The tour around the church can only take place with a guide who is one of the local monks. Photography is officially not allowed inside the Church. However, if you make your photos discreetly without disturbing others and the inside quiet, then you can. Anyway, at the very end, when most of the people left, the monk giving us the tour allowed us to take pictures of the empty interior. Later, when we asked him to show us the interior of the winter church, he let us in and allowed us a quick photo session. The winter church (the older but also restored Church of St. John the Evangelist) is located in the left wing of the Monastery building. Masses were held there in winter, as the large church was difficult to warm in frost. Below you can see photos I made during the one hour tour.
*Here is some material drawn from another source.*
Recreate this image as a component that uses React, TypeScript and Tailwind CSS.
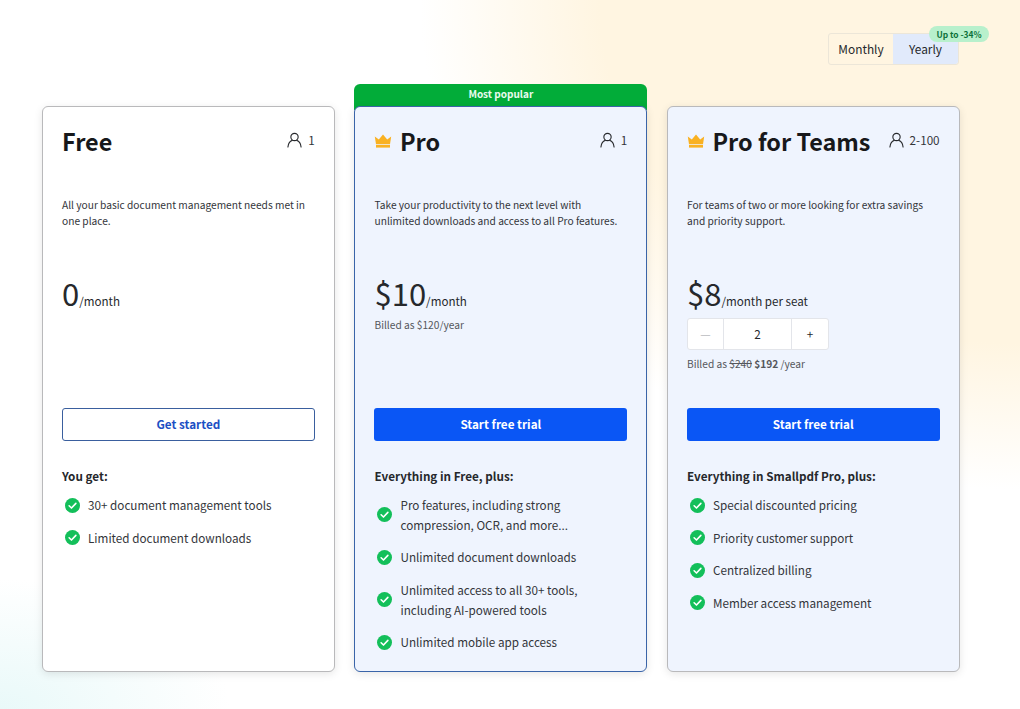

The interior look at the entrance and straightforward on the church inside. Still without looking up and around. It is the first impression as you enter it.
Orthodox churches are completely differently equipped than Catholic or Evangelical churches, which we are used to in most Western and Central Europe. Because it was my first visit to an Orthodox church live on the spot, I cannot judge how much its decor goes beyond the standard. Judging by the descriptions on the Internet, however, it seems to be one of the most beautiful objects of this type in Poland. When you enter, you rub your eyes in amazement. All ceilings and walls are painted in all possible colours. There is a lot of gilding, but it does not dominate the colour palette. You don’t know where to start, what to look at, how to take pictures, and which details. To admire and take pictures of all the paintings and details, you must spend a good few hours in this church. However, the visit only lasts an hour.
Looking up at different angles of the vestibule and in the main church. Put attention to the huge chandelier hanging from the ceiling.
A few clippings of frescoes on the walls. The photos are quite large so you can do close-ups after clicking on them.
the interior of the winter church, i.e. the church of St. John the Evangelist. One of the photos shows the icon of the Mother of God donated by Patriarch Cyril.